Ali
Directed by Michael Mann
Written by Gregory Allen Howard, Michael Mann
Starring Will Smith

 

Ali

In the end-of-the-year rush, when films come at critics like snowballs at a junior high school playground fight, it's hard to clear the palate before running to the next screening. The brilliant "Ali" may have passed through before critics were ready to give it the attention it deserves. Michael Mann's film is not only kinetically exciting but psychologically true, and succeeds at both without resorting to clichés or misstatements of historic fact. Moreover it refuses to treat Ali as a reverent icon, walking to Gethsemane; though a hero, he is a very flawed one. And Will Smith captures Ali's genius, and his skills, and his limitations, in a performance that deserves all possible awards.

Start with the opening, where Mann cross-cuts from a Sam Cooke night-club performance to a montage of the boy Cassius Clay growing up in Louisville, in one scene walking hand in hand with his father through the city bus to the back, reserved for 'Colored Only,' and stopping to see the front-page story in a Negro newspaper about the lynching of Emmitt Till. No words are necessary, no explanatory dialogue; just the pause as the child takes it in. And the power of Cooke's music drives the whole montage, sets the rhythm of the rest of the film, makes the point that there will be power, sex, rage, and beauty to come. It's probably the best ten minutes in film this year.

But the rest is not at all a letdown. Mann has chosen the ten years from 1964 to 1974 as his frame - the crucial years that began with Ali, as Clay, taking the heavyweight title from Sonny Liston (the film accuses Liston of putting an irritant on his gloves and blinding Ali with it for a round) and ended with the 'Rumble in the Jungle' in which Ali regained the title from George Foreman. Along the way we meet Howard Cosell (Jon Voight in a lovely and unironic performance that captures the very warm and close friendship he shared with Ali) and Ali's first, second and third wives.

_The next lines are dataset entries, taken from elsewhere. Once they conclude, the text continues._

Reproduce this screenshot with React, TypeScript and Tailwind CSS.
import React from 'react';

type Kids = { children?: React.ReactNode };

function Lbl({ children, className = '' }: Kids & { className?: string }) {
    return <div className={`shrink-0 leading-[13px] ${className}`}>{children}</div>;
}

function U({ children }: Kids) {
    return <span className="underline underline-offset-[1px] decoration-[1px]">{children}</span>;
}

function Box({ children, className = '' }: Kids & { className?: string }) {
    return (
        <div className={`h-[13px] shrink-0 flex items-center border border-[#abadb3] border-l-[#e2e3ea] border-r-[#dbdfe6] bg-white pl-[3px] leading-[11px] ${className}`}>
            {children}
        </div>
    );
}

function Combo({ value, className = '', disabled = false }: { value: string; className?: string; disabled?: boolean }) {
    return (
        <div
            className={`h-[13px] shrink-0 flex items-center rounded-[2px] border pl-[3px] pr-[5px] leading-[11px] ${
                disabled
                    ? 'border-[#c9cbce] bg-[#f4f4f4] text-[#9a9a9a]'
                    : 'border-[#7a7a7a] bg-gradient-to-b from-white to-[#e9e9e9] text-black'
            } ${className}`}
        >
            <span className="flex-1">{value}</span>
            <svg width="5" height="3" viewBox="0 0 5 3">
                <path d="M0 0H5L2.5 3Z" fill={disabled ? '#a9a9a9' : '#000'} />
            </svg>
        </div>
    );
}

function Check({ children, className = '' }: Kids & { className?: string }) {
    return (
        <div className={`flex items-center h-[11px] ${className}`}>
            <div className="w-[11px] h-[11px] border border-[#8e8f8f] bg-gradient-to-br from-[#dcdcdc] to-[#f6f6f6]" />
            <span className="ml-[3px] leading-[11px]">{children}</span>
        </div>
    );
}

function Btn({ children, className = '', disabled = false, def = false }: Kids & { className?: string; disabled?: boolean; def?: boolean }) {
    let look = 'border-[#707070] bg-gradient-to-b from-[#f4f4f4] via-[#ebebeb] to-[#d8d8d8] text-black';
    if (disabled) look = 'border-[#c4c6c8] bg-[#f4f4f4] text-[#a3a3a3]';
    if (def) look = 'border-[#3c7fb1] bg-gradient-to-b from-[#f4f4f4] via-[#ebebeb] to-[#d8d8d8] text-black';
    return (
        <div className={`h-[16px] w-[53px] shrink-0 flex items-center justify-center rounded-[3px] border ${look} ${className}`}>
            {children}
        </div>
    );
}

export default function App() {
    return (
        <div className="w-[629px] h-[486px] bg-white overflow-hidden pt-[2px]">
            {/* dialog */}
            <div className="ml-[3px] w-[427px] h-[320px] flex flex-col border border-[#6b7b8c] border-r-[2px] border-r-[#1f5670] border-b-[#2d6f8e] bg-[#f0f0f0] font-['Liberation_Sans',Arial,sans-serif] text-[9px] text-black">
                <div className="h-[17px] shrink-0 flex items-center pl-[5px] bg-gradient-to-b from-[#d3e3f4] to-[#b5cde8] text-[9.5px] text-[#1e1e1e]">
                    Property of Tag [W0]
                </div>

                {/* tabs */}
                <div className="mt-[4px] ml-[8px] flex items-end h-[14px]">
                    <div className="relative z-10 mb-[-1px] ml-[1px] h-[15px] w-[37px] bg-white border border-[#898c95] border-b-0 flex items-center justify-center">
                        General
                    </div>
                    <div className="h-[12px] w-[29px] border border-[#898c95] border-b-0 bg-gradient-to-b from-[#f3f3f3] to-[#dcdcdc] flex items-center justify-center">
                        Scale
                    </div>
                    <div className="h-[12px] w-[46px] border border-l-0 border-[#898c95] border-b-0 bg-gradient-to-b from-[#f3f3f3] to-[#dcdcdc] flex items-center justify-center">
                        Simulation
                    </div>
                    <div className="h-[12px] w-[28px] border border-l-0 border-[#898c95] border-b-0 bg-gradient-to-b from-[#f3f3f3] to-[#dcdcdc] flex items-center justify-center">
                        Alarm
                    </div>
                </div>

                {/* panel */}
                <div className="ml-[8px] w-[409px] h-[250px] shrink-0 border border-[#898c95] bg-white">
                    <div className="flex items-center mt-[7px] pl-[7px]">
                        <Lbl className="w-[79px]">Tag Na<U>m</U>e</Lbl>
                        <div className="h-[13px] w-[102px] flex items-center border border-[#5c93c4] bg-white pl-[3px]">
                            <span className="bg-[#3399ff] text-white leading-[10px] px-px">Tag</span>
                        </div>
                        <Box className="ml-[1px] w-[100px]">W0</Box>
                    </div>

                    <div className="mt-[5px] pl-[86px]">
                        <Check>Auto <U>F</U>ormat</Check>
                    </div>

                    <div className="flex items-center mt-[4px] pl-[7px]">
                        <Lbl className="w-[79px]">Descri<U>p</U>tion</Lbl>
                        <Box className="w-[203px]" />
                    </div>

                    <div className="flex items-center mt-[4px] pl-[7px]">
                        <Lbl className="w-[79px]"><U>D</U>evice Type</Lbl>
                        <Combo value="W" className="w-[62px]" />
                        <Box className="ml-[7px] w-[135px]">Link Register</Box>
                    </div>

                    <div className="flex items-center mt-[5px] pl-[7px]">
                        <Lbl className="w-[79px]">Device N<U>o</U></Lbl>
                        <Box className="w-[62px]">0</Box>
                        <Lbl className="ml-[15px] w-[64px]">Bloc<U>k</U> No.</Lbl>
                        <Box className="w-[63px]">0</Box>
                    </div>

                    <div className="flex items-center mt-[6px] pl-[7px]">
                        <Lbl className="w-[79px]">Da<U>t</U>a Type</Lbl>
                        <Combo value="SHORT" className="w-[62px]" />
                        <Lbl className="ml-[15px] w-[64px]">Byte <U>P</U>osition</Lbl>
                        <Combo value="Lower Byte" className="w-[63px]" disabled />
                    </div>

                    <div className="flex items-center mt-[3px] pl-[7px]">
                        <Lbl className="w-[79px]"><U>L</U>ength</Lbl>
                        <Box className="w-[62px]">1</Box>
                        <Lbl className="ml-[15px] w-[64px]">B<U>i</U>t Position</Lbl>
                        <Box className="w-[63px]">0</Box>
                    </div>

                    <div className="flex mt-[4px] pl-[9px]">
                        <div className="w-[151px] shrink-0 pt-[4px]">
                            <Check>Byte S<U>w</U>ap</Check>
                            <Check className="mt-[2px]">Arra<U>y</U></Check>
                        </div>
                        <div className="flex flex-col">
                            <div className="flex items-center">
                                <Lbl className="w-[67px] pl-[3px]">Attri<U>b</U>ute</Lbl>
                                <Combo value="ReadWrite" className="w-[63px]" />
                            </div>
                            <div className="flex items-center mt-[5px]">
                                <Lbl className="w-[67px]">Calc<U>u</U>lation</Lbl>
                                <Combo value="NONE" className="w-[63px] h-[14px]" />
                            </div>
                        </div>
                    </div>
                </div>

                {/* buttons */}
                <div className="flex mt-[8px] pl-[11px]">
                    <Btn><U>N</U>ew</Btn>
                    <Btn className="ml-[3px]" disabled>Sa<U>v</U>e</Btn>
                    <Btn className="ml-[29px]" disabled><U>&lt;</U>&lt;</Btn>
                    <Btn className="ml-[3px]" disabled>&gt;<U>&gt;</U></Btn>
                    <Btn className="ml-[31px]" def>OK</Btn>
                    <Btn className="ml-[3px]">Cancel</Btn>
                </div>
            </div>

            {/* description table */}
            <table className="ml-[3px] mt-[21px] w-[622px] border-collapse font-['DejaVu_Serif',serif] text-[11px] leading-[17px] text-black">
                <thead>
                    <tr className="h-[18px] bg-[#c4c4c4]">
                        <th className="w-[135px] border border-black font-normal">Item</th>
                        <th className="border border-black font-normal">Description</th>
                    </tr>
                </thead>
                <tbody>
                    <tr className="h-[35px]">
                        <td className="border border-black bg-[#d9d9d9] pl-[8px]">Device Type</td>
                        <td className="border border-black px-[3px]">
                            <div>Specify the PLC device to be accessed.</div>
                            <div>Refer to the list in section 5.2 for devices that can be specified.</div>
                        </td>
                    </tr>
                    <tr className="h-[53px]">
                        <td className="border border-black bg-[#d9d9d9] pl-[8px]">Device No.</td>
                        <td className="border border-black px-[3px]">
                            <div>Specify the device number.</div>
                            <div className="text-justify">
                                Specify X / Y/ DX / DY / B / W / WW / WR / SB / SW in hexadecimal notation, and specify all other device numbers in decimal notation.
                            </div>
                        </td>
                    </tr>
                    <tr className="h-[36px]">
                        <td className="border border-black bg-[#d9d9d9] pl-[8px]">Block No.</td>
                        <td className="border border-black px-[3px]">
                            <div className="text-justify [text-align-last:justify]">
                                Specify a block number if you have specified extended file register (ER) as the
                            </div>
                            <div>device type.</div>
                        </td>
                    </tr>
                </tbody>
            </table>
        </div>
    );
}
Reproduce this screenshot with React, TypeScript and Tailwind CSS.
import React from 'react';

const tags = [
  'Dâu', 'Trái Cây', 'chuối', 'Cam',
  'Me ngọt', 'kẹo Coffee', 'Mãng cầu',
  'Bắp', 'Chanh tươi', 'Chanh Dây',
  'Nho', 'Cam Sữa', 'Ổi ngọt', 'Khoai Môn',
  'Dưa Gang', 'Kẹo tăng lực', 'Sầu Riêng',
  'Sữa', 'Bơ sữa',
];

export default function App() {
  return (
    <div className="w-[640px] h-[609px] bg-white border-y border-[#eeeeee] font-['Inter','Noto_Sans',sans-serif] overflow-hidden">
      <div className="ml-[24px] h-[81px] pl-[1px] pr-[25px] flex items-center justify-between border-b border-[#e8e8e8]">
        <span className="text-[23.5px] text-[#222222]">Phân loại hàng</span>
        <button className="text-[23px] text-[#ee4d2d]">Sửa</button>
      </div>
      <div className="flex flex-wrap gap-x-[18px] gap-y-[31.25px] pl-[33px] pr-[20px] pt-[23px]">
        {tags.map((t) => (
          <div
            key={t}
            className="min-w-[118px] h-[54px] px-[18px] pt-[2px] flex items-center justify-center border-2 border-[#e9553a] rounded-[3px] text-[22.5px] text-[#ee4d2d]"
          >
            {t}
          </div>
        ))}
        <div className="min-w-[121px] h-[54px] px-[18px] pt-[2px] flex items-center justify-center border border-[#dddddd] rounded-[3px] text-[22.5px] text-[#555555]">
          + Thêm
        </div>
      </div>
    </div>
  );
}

The journey was hard and almost blighted by the government's prosecution of him for his refusal to serve in the army. Ali's courage in withstanding the attack, his willingness to face prison, having his title taken away, and losing the best years of his career, is moving in the film without being mawkish or sentimentalized. By the time his vindication comes, it is more a relief than a triumph. Ali is a strong and centered man, who grows in many ways during the years of the film. At the same time he is a horny, randy young stud, looking for new conquests. Smith captures all these qualities without seeming to try; he has Ali's great cadences in his voice, he delivers the rhymes and taunts with ease, and in the ring he appears to know very well just how to handle himself. Best of all, he shows us Ali's magical charisma, the reason the world fell in love with him.

The film does not dwell on Ali's conversion to Islam and his relationship with Herbert Muhammad, though it regards the assassination of Malcolm X as crucial to his decision not to serve in the army. Ali's courtship of his wives, and the difficult relationships they all had with him, are here too. They are well acted roles (by Jada Pinkett Smith, Nona M. Gaye, and Michael Michele), and each one gives a bit more illumination to his character. The star-crossed Bundini (Jamie Foxx) is here as well, along with Angelo Dundee (Ron Silver) and others. There is a powerful moment in the film, after Ali's title has been taken away and he is hoping for a title match with Joe Frasier (James Toney). Ali is broke, walking down the street. Frasier pulls up in his Cadillac and invites Ali in. They sit for a while in the car, and Joe says, courteously and compassionately, "How are you fixed for money? Lemme give you some." The bond of love and respect between fighters is as strong as the blows they give each other in the ring. It's just one great moment among many in this remarkable film.